The SSD is connected to the main SATA3 controller on the Kabini SoC, as is a 3TB Western Digital Red drive. There are two other motherboard SATA3 ports provided by an ASMedia chip. These are attatched to 3TB and 1TB WD Green drives. None of this is very exotic.
The CPU/Motherboard has integrated video, which I had attached over DVI to an external monitor. The machine is intended to run headless, but I want to run some OpenCL stuff on the GPU, so I had to install video card drivers. By default, the system installed the open source radeon driver, but, from what I could tell, this doesn’t yet have OpenCL support, so I switched to the proprietary binary flgrx driver.
With that background out of the way, I’ll detail the many annoyances I’ve had with this system.
First off, I found that it would often boot slowly, or hang all together, and this tended to involve drives connected to the ASMedia SATA controller. Sometimes it would hang or take forever to detect connected drives. Other times, it would hang on the main BIOS screen, while lighting an activity light on one of those drives. After some trial and error, I figured out it worked much better if I disabled “Compatibility Support Mode” (CSM) in the boot section of the BIOS setup.
The next problem came when I shut the machine down, detached it, and moved the machine to its final location. When I rebooted it, it emitted 5 sharp beeps and then didn’t seem to do much of anything else, except light up the activity light on one of the drives connected to the ASMedia controller. I tried leaving it for a while, to see if it proceeded to boot, but finally gave up and tried resetting it. That didn’t work either, no beeps this time, but it still seemed to hang with the drive light activated. I moved it back to the desk, hooked up the monitor and tried to figure out what had gone wrong.
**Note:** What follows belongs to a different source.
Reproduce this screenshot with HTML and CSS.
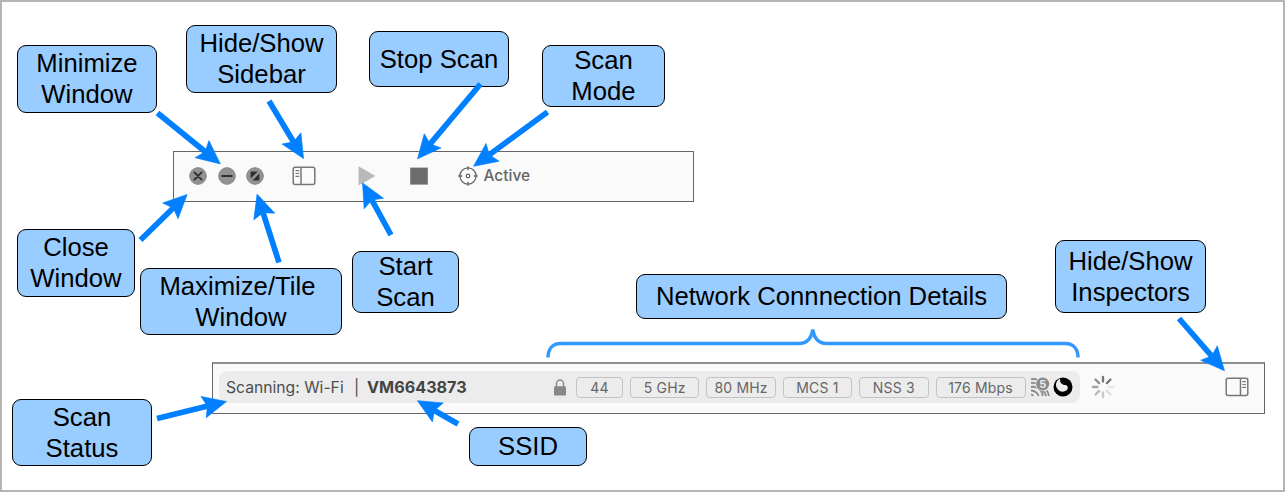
FILE: index.html
```html
<!DOCTYPE html>
<html lang="en">
<head>
<meta charset="utf-8">
<title>Toolbar guide</title>
<link rel="stylesheet" href="styles.css">
</head>
<body>
<main class="diagram">
  <section class="toolbar toolbar-main">
    <div class="window-buttons">
      <svg width="18" height="18" viewBox="0 0 18 18"><circle class="disc" cx="9" cy="9" r="8.3"/><path class="glyph" d="M5.400 5.400l7.200 7.200M12.600 5.400l-7.200 7.200"/></svg>
      <svg width="18" height="18" viewBox="0 0 18 18"><circle class="disc" cx="9" cy="9" r="8.3"/><path class="glyph" d="M4.200 9h9.600"/></svg>
      <svg width="18" height="18" viewBox="0 0 18 18"><circle class="disc" cx="9" cy="9" r="8.3"/><path fill="#2e2e2e" d="M4.600 11.500V5.700q0-1.200 1.200-1.200h5.900zM13.400 6.500v5.900q0 1.200-1.200 1.200H6.400z"/></svg>
    </div>
    <svg class="sidebar-icon" width="24" height="20" viewBox="0 0 24 20"><rect class="panel" x="1.200" y="1.200" width="21.600" height="17.400" rx="2"/><path class="panel" d="M9 1v18"/><path class="rows" d="M3.500 4.700h3.800M3.500 7.500h3.800M3.500 10.300h3.800"/></svg>
    <svg class="play-icon" width="18" height="20" viewBox="0 0 18 20"><path fill="#b9b9b9" d="M.5.3v19.200l17-9.600z"/></svg>
    <svg class="stop-icon" width="18" height="18" viewBox="0 0 18 18"><path fill="#6d6d6d" d="M.2.6h17.600v17H.2z"/></svg>
    <div class="mode">
      <svg width="20" height="20" viewBox="0 0 20 20" fill="none" stroke="#666" stroke-width="1.3"><circle cx="10" cy="10" r="8.100"/><circle cx="10" cy="10" r="1.800"/><path d="M10 .3v4M10 15.700v4M.3 10h4M15.700 10h4"/></svg>
      <span>Active</span>
    </div>
  </section>

  <section class="toolbar toolbar-status">
    <div class="status">
      <span class="state">Scanning: Wi-Fi</span><span class="divider">|</span><b class="ssid">VM6643873</b>
      <div class="details">
        <svg class="lock" width="12" height="17" viewBox="0 0 12 17"><path d="M2.500 8V4.500a3.500 3.500 0 0 1 7 0V8" fill="none" stroke="#8b8b90" stroke-width="1.500"/><rect y="7.300" width="12" height="9.300" rx="1.300" fill="#87878c"/></svg>
        <span class="chip chip-small">44</span>
        <span class="chip">5 GHz</span>
        <span class="chip">80 MHz</span>
        <span class="chip">MCS 1</span>
        <span class="chip">NSS 3</span>
        <span class="chip chip-wide">176 Mbps</span>
      </div>
      <svg class="wifi" width="20" height="20" viewBox="0 0 20 20"><g fill="none" stroke="#8a8a8a" stroke-width="1.800"><path d="M1 2.500q2.500-1 6 0M1 6.200q3-.8 5 .2M1 10q4-.8 7 1.200 4 2.200 4.800 7.800M1 13.500q3 0 5 1.800 2 1.500 2.600 3.700M1 17.300q1.700.2 2.200 1.700M12.500 13.500q3 2 3.700 5.500M16.500 13.300q2 2 2.400 5.700"/></g><circle cx="12.700" cy="7" r="7.200" fill="#ececec"/><circle cx="12.700" cy="7" r="6.500" fill="#8a8a8a"/><text x="12.700" y="11" text-anchor="middle">5</text></svg>
      <svg class="swirl" width="20" height="20" viewBox="0 0 20 20"><circle cx="10" cy="10" r="9.500" fill="#000"/><path fill="#ececec" d="M7.200 1.400C3.200 3.400 1.900 7.800 4 11.200c2.200 3.600 6.500 4.500 9.300 2.400 2.600-2 1.700-5-.9-5.500C9 7.500 6.300 5.500 7.200 1.400z"/></svg>
    </div>
    <svg class="spinner" width="24" height="24" viewBox="-12 -12 24 24"><g stroke-width="2.300" stroke-linecap="round"><path stroke="#747474" d="M0-5.500v-4.700"/><path stroke="#777" d="M3.900-3.900l3.600-3.600"/><path stroke="#e8e8e8" d="M5.500 0h4.700"/><path stroke="#dedede" d="M3.900 3.900l3.600 3.600"/><path stroke="#c9c9c9" d="M0 5.500v4.700"/><path stroke="#b8b8b8" d="M-3.900 3.900l-3.600 3.600"/><path stroke="#a4a4a4" d="M-5.500 0h-4.700"/><path stroke="#8d8d8d" d="M-3.900-3.900l-3.600-3.600"/></g></svg>
    <svg class="inspector-icon" width="24" height="20" viewBox="0 0 24 20"><rect class="panel" x="1.200" y="1.200" width="21.600" height="17.400" rx="2"/><path class="panel" d="M15.500 1v18"/><path class="rows" d="M17.400 4.700h3.600M17.400 7.500h3.600M17.400 10.300h3.600"/></svg>
  </section>

  <div class="callout minimize">Minimize<br>Window</div>
  <div class="callout sidebar">Hide/Show<br>Sidebar</div>
  <div class="callout stop">Stop Scan</div>
  <div class="callout scan-mode">Scan<br>Mode</div>
  <div class="callout close">Close<br>Window</div>
  <div class="callout maximize">Maximize/Tile&nbsp;<br>Window</div>
  <div class="callout start">Start<br>Scan</div>
  <div class="callout network">Network Connnection Details</div>
  <div class="callout inspectors">Hide/Show<br>Inspectors</div>
  <div class="callout scan-status">Scan<br>Status</div>
  <div class="callout ssid-label">SSID</div>

  <svg class="connectors" width="1285" height="492" viewBox="0 0 1285 492">
    <defs><marker id="head" markerUnits="userSpaceOnUse" markerWidth="30" markerHeight="28" refX="9" refY="13" orient="auto" overflow="visible"><path d="M26 13L2.500 2L6.500 13L2.500 24z" fill="#007fff" stroke="#007fff" stroke-width=".6"/></marker></defs>
    <g class="arrows">
      <path d="M157.500 113L207.100 153.200"/>
      <path d="M269 101L294.800 144"/>
      <path d="M140.500 240L175 206.300"/>
      <path d="M279 262.500L262.300 210.300"/>
      <path d="M480.500 84L428.500 145.800"/>
      <path d="M547.500 112L487.300 156.200"/>
      <path d="M391 235L370.700 197.800"/>
      <path d="M157 418.500L209.900 405.600"/>
      <path d="M458 424L432.200 409.200"/>
      <path d="M1179 318.500L1213.300 357.900"/>
    </g>
    <path class="brace" d="M548 357.500C548 349 552.500 343.500 561 343.500H799Q810.500 343.500 812.800 329.500Q815 343.500 826.500 343.500H1065C1073.500 343.500 1078 349 1078 357.500"/>
  </svg>
</main>
</body>
</html>
```
FILE: styles.css
```css
* { box-sizing: border-box; }
body { margin: 0; background: #fff; }
svg { display: block; flex: none; }
.diagram {
  position: relative;
  width: 1285px;
  height: 492px;
  border: 2px solid #b5b5b5;
  overflow: hidden;
  font-family: "Liberation Sans", Arial, sans-serif;
}
.toolbar {
  position: absolute;
  display: flex;
  align-items: center;
  background: #fafafa;
  border: 1px solid #666;
  font-family: Inter, sans-serif;
}
.toolbar-main { left: 171px; top: 149px; width: 521px; height: 51px; padding: 0 0 2px 15px; }
.toolbar-status { left: 210px; top: 360px; width: 1053px; height: 52px; padding-left: 6px; border-top: 2px solid #909090; }
.window-buttons { display: flex; gap: 10.500px; }
.disc { fill: #929292; stroke: #858585; }
.glyph { fill: none; stroke: #2e2e2e; stroke-width: 1.900; stroke-linecap: round; }
.panel { fill: none; stroke: #777; stroke-width: 1.500; }
.rows { stroke: #777; stroke-width: 1.200; }
.sidebar-icon { margin-left: 28px; }
.play-icon { margin-left: 42px; }
.stop-icon { margin-left: 34px; }
.mode { display: flex; align-items: center; gap: 6px; margin-left: 29.500px; color: #666; font-size: 15.500px; font-weight: 500; }
.status {
  display: flex;
  align-items: center;
  width: 861px;
  height: 32px;
  padding-left: 7px;
  margin-bottom: 3px;
  border-radius: 8px;
  background: #ececec;
  color: #4c4c4c;
  font-size: 15.700px;
}
.state { width: 128px; }
.divider { width: 13px; }
.ssid { width: 187px; color: #444; font-size: 16.200px; }
.details { display: flex; align-items: center; gap: 7px; }
.lock { margin-right: 3px; }
.chip {
  width: 69.400px;
  height: 21px;
  border: 1.500px solid #c3c3c3;
  border-radius: 4px;
  text-align: center;
  font-size: 14px;
  letter-spacing: .2px;
  line-height: 19px;
  color: #666;
  white-space: nowrap;
}
.chip-small { width: 47px; }
.chip-wide { width: 90px; }
.wifi { margin-left: 4px; }
.wifi text { font: bold 11px Inter, sans-serif; fill: #ececec; }
.swirl { margin-left: 3px; }
.spinner { margin: 0 0 3px 11px; }
.inspector-icon { margin: 0 0 3px 109.500px; }
.callout {
  position: absolute;
  display: flex;
  align-items: center;
  justify-content: center;
  border: 1px solid #000;
  border-radius: 9px;
  background: #99ccff;
  color: #000;
  font-size: 25.700px;
  line-height: 31px;
  text-align: center;
  white-space: nowrap;
}
.minimize { left: 15px; top: 43px; width: 140px; height: 68px; }
.sidebar { left: 184px; top: 23px; width: 151px; height: 68px; }
.stop { left: 367px; top: 29px; width: 140px; height: 56px; }
.scan-mode { left: 540px; top: 43px; width: 123px; height: 62px; }
.close { left: 15px; top: 227px; width: 118px; height: 68px; }
.maximize { left: 138px; top: 266px; width: 202px; height: 67px; }
.start { left: 350px; top: 249px; width: 107px; height: 62px; }
.network { left: 634px; top: 272px; width: 371px; height: 45px; }
.inspectors { left: 1053px; top: 238px; width: 151px; height: 73px; }
.scan-status { left: 10px; top: 397px; width: 140px; height: 67px; }
.ssid-label { left: 467px; top: 425px; width: 118px; height: 39px; }
.connectors { position: absolute; left: -2px; top: -2px; pointer-events: none; }
.arrows > path { stroke: #007fff; stroke-width: 5.700; fill: none; marker-end: url(#head); }
.brace { fill: none; stroke: #3399ff; stroke-width: 3.500; }
```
I found that the BIOS seemed to have reverted back to compatibility mode, moreover, the primary GPU was listed as being PCI Express, rather than integrated. A little digging and I learned that the 5 beeps meant “without vga card.” I mucked around a bit more, trying different things, before reaching the conclusion that this board has major problems, at least for my application.
I’m not sure what I’m going to do next. I realize it might be worth disabling the boot recovery mode, because that may be part of the reason it is falling back to a problematic BIOS configuration. My guess is that I may still have trouble with the internal video, but I might be able to address that with an explicit kernel option (assuming that the boot process still continues). Another option is to see if I can hook something to one of video ports that tricks it into thinking a monitor is connected.